I remember the day that inspired it. Sitting at my Grandma's house with my mom and aunts. It wasn't planned, it just happened.
I'm glad it did. And I'm glad I wrote about it.
If I didn't, I might not remember.
A year ago, my Grandma passed away.
But stories connected us that day, and they connect us still.
I'm glad I took the time to be there, on the simple, uneventful evening. After all, this is how we make stories happen. By being there. Showing up, spending time, sharing some food, listening, laughing, being present.
And this is how we keep stories alive. By sharing them. Passing them on. And telling them, telling them, telling them again.
Taking time to share stories, even about things as simple as lettuce sandwiches, is always time well spent.

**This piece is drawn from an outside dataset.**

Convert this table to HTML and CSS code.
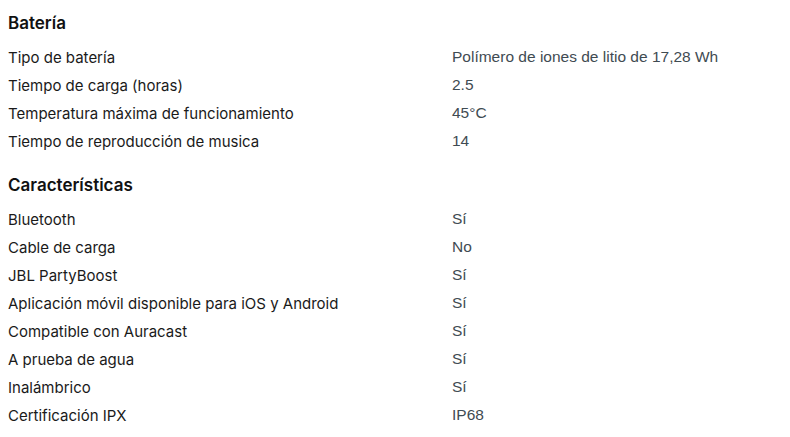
FILE: index.html
```html
<!DOCTYPE html>
<html lang="es">
<head>
<meta charset="utf-8">
<link rel="stylesheet" href="styles.css">
</head>
<body>
<section class="group">
  <h2 class="title">Batería</h2>
  <dl class="specs">
    <div class="row"><dt>Tipo de batería</dt><dd>Polímero de iones de litio de 17,28 Wh</dd></div>
    <div class="row"><dt>Tiempo de carga (horas)</dt><dd>2.5</dd></div>
    <div class="row"><dt>Temperatura máxima de funcionamiento</dt><dd>45°C</dd></div>
    <div class="row"><dt>Tiempo de reproducción de musica</dt><dd>14</dd></div>
  </dl>
</section>
<section class="group">
  <h2 class="title">Características</h2>
  <dl class="specs">
    <div class="row"><dt>Bluetooth</dt><dd>Sí</dd></div>
    <div class="row"><dt>Cable de carga</dt><dd>No</dd></div>
    <div class="row"><dt>JBL PartyBoost</dt><dd>Sí</dd></div>
    <div class="row"><dt>Aplicación móvil disponible para iOS y Android</dt><dd>Sí</dd></div>
    <div class="row"><dt>Compatible con Auracast</dt><dd>Sí</dd></div>
    <div class="row"><dt>A prueba de agua</dt><dd>Sí</dd></div>
    <div class="row"><dt>Inalámbrico</dt><dd>Sí</dd></div>
    <div class="row"><dt>Certificación IPX</dt><dd>IP68</dd></div>
  </dl>
</section>
</body>
</html>
```

FILE: styles.css
```css
body {
  margin: 0;
  padding: 11px 8px 0;
  background: #fff;
  color: #111;
  font-family: Inter, "Noto Sans", sans-serif;
}
.group {
  margin-bottom: 18px;
}
.title {
  margin: 0 0 8px;
  font-size: 17px;
  font-weight: 600;
  line-height: 24px;
  color: #111;
}
.specs {
  margin: 0;
}
.row {
  display: grid;
  grid-template-columns: 444px 1fr;
  height: 28px;
  align-items: center;
}
.row dt {
  font-size: 15px;
  color: #1a1a1a;
}
.row dd {
  margin: 0;
  font-family: "Liberation Sans", Arial, sans-serif;
  font-size: 15.5px;
  color: #3f4b52;
}
```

Here is the original story I wrote.
Three generations & a dose of nostalgia
A few days ago I found myself sitting around talking with my mom, two aunts I see infrequently, and my grandmother. It was an impromptu get together, a cozy evening centered around bowls of chill and cornbread that my aunt prepared, red wine, and conversation. The discussion naturally seemed to flow around food.
For me, the best part was hearing my family reminisce.
I know everyone says this about their grandmother, but my Grandma has been a master in the kitchen. I have never met anyone with such skill and precision. Her baking was legendary in my family. Her roasts and pies and other works of perfection were the centerpieces of our holidays: no matter what was going on in our lives (and like all families ours has had some rocky times), everyone looked forward to sharing one of my Grandma’s great meals, together.
But the other night I heard my aunts reminisce about the less glorious stuff. The weird ‘Mac 'n’ Cheese’ processed deli loaf that Grandma, like many mothers, put in the kids’ sandwiches. One of my aunt’s youthful predilection for lettuce sandwiches: iceberg lettuce with mayonnaise on buttered white bread.
And just the white bread alone… my mom’s eyes get a bit glassy when thinking about it. She eats so consciously and healthily that Wonder would never pass her doors -- but you can see the memory on her face when she talks about it, and it is a good one.
In all the nostalgia, it became clear just how strongly sense memory stays with us when it comes to food.
I remembered a time, one November, when I was a kid. I was outside, and it was cold. That damp chilliness that comes on as fall makes way to winter. I remember vividly walking up the block towards my house, and seeing the kitchen windows fogged up. I knew even before I opened the door that it would smell good inside -- and it did. I don’t know what my mom was making, maybe it was mashed potatoes and pork chops, but it had that good, comforting smell, and the warmth from the oven steaming up our small kitchen. I knew it would be good to be in the house, to let that smell, that coziness, wrap itself around me.
I don’t remember the taste of the food -- but I remember the sensation of having it cooked for me, what it represented, how it made me feel.
Whether it’s the security of a white bread sandwich or a Sunday roast supper, food is so powerful. And the memories… years later, they still taste good.